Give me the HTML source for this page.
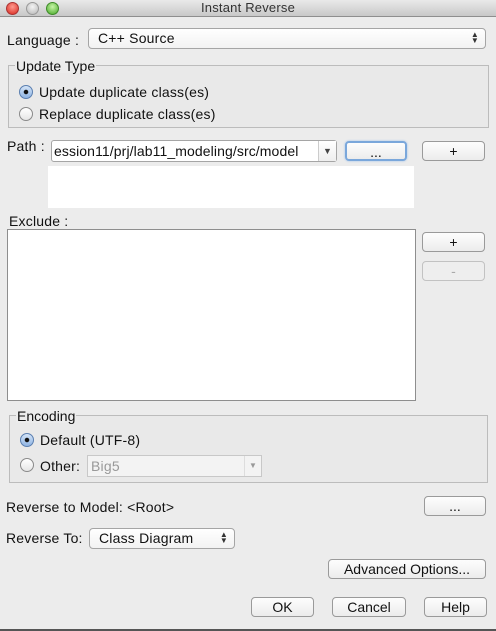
<!DOCTYPE html>
<html><head><meta charset="utf-8"><style>
*{box-sizing:border-box;margin:0;padding:0}
body{width:496px;height:631px;background:#ececec;font-family:"Liberation Sans",sans-serif;font-size:14px;color:#111;position:relative;overflow:hidden}
.a{position:absolute}
.t{position:absolute;white-space:nowrap;line-height:16px;letter-spacing:0.2px}
.btn{position:absolute;height:20px;border:1px solid #9a9a9a;border-radius:4px;background:linear-gradient(#fdfdfd,#ececec);text-align:center;line-height:18px;font-size:14px}
.sel{position:absolute;height:21px;border:1px solid #a5a5a5;border-radius:4px;background:linear-gradient(#fff,#f2f2f2);line-height:19px;padding-left:9px;letter-spacing:0.2px}
.grp{position:absolute;border:1px solid #bcbcbc;background:#e9e9e9}
.leg{position:absolute;background:#ececec;padding:0 1px;line-height:14px}
.rad{position:absolute;width:14px;height:14px;border-radius:50%;border:1px solid #8a8a8a;background:linear-gradient(#fff,#e6e6e6)}
.rad.on{border-color:#5b7fb0;background:radial-gradient(circle,#111 0 2px,transparent 2.5px),linear-gradient(#d4e4f7,#8fb4e3)}
.arr{position:absolute;right:6px;top:3px;font-size:8px;line-height:6px;color:#333}
</style></head><body>
<div class="a" style="left:0;top:0;width:496px;height:17px;background:linear-gradient(#e9e9e9,#c8c8c8);border-bottom:1px solid #8e8e8e"></div>
<div class="a" style="left:6px;top:2px;width:13px;height:13px;border-radius:50%;background:radial-gradient(circle at 50% 35%,#ff9a8f,#d8261c);border:1px solid #a33"></div>
<div class="a" style="left:26px;top:2px;width:13px;height:13px;border-radius:50%;background:radial-gradient(circle at 50% 35%,#f4f4f4,#b5b5b5);border:1px solid #999"></div>
<div class="a" style="left:46px;top:2px;width:13px;height:13px;border-radius:50%;background:radial-gradient(circle at 50% 35%,#c8f5a8,#45a826);border:1px solid #3f8a2a"></div>
<div class="t" style="left:0;width:496px;text-align:center;top:0;color:#333;font-size:13px">Instant Reverse</div>

<div class="t" style="left:7px;top:32px">Language :</div>
<div class="sel" style="left:88px;top:28px;width:398px">C++ Source<div class="arr">▲<br>▼</div></div>

<div class="grp" style="left:8px;top:65px;width:481px;height:63px"></div>
<div class="leg" style="left:15px;top:59px">Update Type</div>
<div class="rad on" style="left:19px;top:85px"></div>
<div class="t" style="left:39px;top:84px">Update duplicate class(es)</div>
<div class="rad" style="left:19px;top:107px"></div>
<div class="t" style="left:39px;top:106px">Replace duplicate class(es)</div>

<div class="t" style="left:7px;top:138px">Path :</div>
<div class="a" style="left:51px;top:140px;width:286px;height:22px;border:1px solid #a5a5a5;border-radius:3px;background:#fff"></div>
<div class="t" style="left:54px;top:143px;width:264px;overflow:hidden;font-size:14px;letter-spacing:0.1px">ession11/prj/lab11_modeling/src/model</div>
<div class="a" style="left:318px;top:141px;width:18px;height:20px;border-left:1px solid #ccc;background:linear-gradient(#fff,#eee);font-size:9px;text-align:center;line-height:20px;color:#444">▼</div>
<div class="btn" style="left:345px;top:141px;width:62px;border:2px solid #7aa7db;box-shadow:0 0 2px #9cc0ea">...</div>
<div class="btn" style="left:422px;top:141px;width:63px">+</div>
<div class="a" style="left:48px;top:166px;width:366px;height:42px;background:#fff"></div>

<div class="t" style="left:9px;top:213px">Exclude :</div>
<div class="a" style="left:7px;top:229px;width:409px;height:172px;border:1px solid #8e8e8e;background:#fff"></div>
<div class="btn" style="left:422px;top:232px;width:63px">+</div>
<div class="btn" style="left:422px;top:261px;width:63px;color:#aaa;border-color:#c2c2c2;background:#eeeeee">-</div>

<div class="grp" style="left:9px;top:415px;width:479px;height:68px"></div>
<div class="leg" style="left:16px;top:409px">Encoding</div>
<div class="rad on" style="left:20px;top:433px"></div>
<div class="t" style="left:40px;top:432px">Default (UTF-8)</div>
<div class="rad" style="left:20px;top:458px"></div>
<div class="t" style="left:40px;top:458px">Other:</div>
<div class="a" style="left:87px;top:455px;width:175px;height:22px;border:1px solid #c8c8c8;background:#f3f3f3"></div>
<div class="t" style="left:91px;top:458px;color:#999">Big5</div>
<div class="a" style="left:244px;top:456px;width:17px;height:20px;border-left:1px solid #ddd;font-size:8px;text-align:center;line-height:20px;color:#999">▼</div>

<div class="t" style="left:6px;top:499px">Reverse to Model: &lt;Root&gt;</div>
<div class="btn" style="left:424px;top:496px;width:62px">...</div>
<div class="t" style="left:6px;top:530px">Reverse To:</div>
<div class="sel" style="left:89px;top:528px;width:146px">Class Diagram<div class="arr">▲<br>▼</div></div>
<div class="btn" style="left:328px;top:559px;width:158px">Advanced Options...</div>
<div class="btn" style="left:251px;top:597px;width:63px">OK</div>
<div class="btn" style="left:332px;top:597px;width:74px">Cancel</div>
<div class="btn" style="left:424px;top:597px;width:63px">Help</div>
<div class="a" style="left:0;top:629px;width:496px;height:2px;background:#555"></div>
</body></html>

Problem details:
Copy every line of the data exactly as written, excluding the pictures.

The reply:
Give me the HTML source for this page.
<!DOCTYPE html>
<html><head><meta charset="utf-8"><style>
*{box-sizing:border-box;margin:0;padding:0}
body{width:496px;height:631px;background:#ececec;font-family:"Liberation Sans",sans-serif;font-size:14px;color:#111;position:relative;overflow:hidden}
.a{position:absolute}
.t{position:absolute;white-space:nowrap;line-height:16px;letter-spacing:0.2px}
.btn{position:absolute;height:20px;border:1px solid #9a9a9a;border-radius:4px;background:linear-gradient(#fdfdfd,#ececec);text-align:center;line-height:18px;font-size:14px}
.sel{position:absolute;height:21px;border:1px solid #a5a5a5;border-radius:4px;background:linear-gradient(#fff,#f2f2f2);line-height:19px;padding-left:9px;letter-spacing:0.2px}
.grp{position:absolute;border:1px solid #bcbcbc;background:#e9e9e9}
.leg{position:absolute;background:#ececec;padding:0 1px;line-height:14px}
.rad{position:absolute;width:14px;height:14px;border-radius:50%;border:1px solid #8a8a8a;background:linear-gradient(#fff,#e6e6e6)}
.rad.on{border-color:#5b7fb0;background:radial-gradient(circle,#111 0 2px,transparent 2.5px),linear-gradient(#d4e4f7,#8fb4e3)}
.arr{position:absolute;right:6px;top:3px;font-size:8px;line-height:6px;color:#333}
</style></head><body>
<div class="a" style="left:0;top:0;width:496px;height:17px;background:linear-gradient(#e9e9e9,#c8c8c8);border-bottom:1px solid #8e8e8e"></div>
<div class="a" style="left:6px;top:2px;width:13px;height:13px;border-radius:50%;background:radial-gradient(circle at 50% 35%,#ff9a8f,#d8261c);border:1px solid #a33"></div>
<div class="a" style="left:26px;top:2px;width:13px;height:13px;border-radius:50%;background:radial-gradient(circle at 50% 35%,#f4f4f4,#b5b5b5);border:1px solid #999"></div>
<div class="a" style="left:46px;top:2px;width:13px;height:13px;border-radius:50%;background:radial-gradient(circle at 50% 35%,#c8f5a8,#45a826);border:1px solid #3f8a2a"></div>
<div class="t" style="left:0;width:496px;text-align:center;top:0;color:#333;font-size:13px">Instant Reverse</div>

<div class="t" style="left:7px;top:32px">Language :</div>
<div class="sel" style="left:88px;top:28px;width:398px">C++ Source<div class="arr">▲<br>▼</div></div>

<div class="grp" style="left:8px;top:65px;width:481px;height:63px"></div>
<div class="leg" style="left:15px;top:59px">Update Type</div>
<div class="rad on" style="left:19px;top:85px"></div>
<div class="t" style="left:39px;top:84px">Update duplicate class(es)</div>
<div class="rad" style="left:19px;top:107px"></div>
<div class="t" style="left:39px;top:106px">Replace duplicate class(es)</div>

<div class="t" style="left:7px;top:138px">Path :</div>
<div class="a" style="left:51px;top:140px;width:286px;height:22px;border:1px solid #a5a5a5;border-radius:3px;background:#fff"></div>
<div class="t" style="left:54px;top:143px;width:264px;overflow:hidden;font-size:14px;letter-spacing:0.1px">ession11/prj/lab11_modeling/src/model</div>
<div class="a" style="left:318px;top:141px;width:18px;height:20px;border-left:1px solid #ccc;background:linear-gradient(#fff,#eee);font-size:9px;text-align:center;line-height:20px;color:#444">▼</div>
<div class="btn" style="left:345px;top:141px;width:62px;border:2px solid #7aa7db;box-shadow:0 0 2px #9cc0ea">...</div>
<div class="btn" style="left:422px;top:141px;width:63px">+</div>
<div class="a" style="left:48px;top:166px;width:366px;height:42px;background:#fff"></div>

<div class="t" style="left:9px;top:213px">Exclude :</div>
<div class="a" style="left:7px;top:229px;width:409px;height:172px;border:1px solid #8e8e8e;background:#fff"></div>
<div class="btn" style="left:422px;top:232px;width:63px">+</div>
<div class="btn" style="left:422px;top:261px;width:63px;color:#aaa;border-color:#c2c2c2;background:#eeeeee">-</div>

<div class="grp" style="left:9px;top:415px;width:479px;height:68px"></div>
<div class="leg" style="left:16px;top:409px">Encoding</div>
<div class="rad on" style="left:20px;top:433px"></div>
<div class="t" style="left:40px;top:432px">Default (UTF-8)</div>
<div class="rad" style="left:20px;top:458px"></div>
<div class="t" style="left:40px;top:458px">Other:</div>
<div class="a" style="left:87px;top:455px;width:175px;height:22px;border:1px solid #c8c8c8;background:#f3f3f3"></div>
<div class="t" style="left:91px;top:458px;color:#999">Big5</div>
<div class="a" style="left:244px;top:456px;width:17px;height:20px;border-left:1px solid #ddd;font-size:8px;text-align:center;line-height:20px;color:#999">▼</div>

<div class="t" style="left:6px;top:499px">Reverse to Model: &lt;Root&gt;</div>
<div class="btn" style="left:424px;top:496px;width:62px">...</div>
<div class="t" style="left:6px;top:530px">Reverse To:</div>
<div class="sel" style="left:89px;top:528px;width:146px">Class Diagram<div class="arr">▲<br>▼</div></div>
<div class="btn" style="left:328px;top:559px;width:158px">Advanced Options...</div>
<div class="btn" style="left:251px;top:597px;width:63px">OK</div>
<div class="btn" style="left:332px;top:597px;width:74px">Cancel</div>
<div class="btn" style="left:424px;top:597px;width:63px">Help</div>
<div class="a" style="left:0;top:629px;width:496px;height:2px;background:#555"></div>
</body></html>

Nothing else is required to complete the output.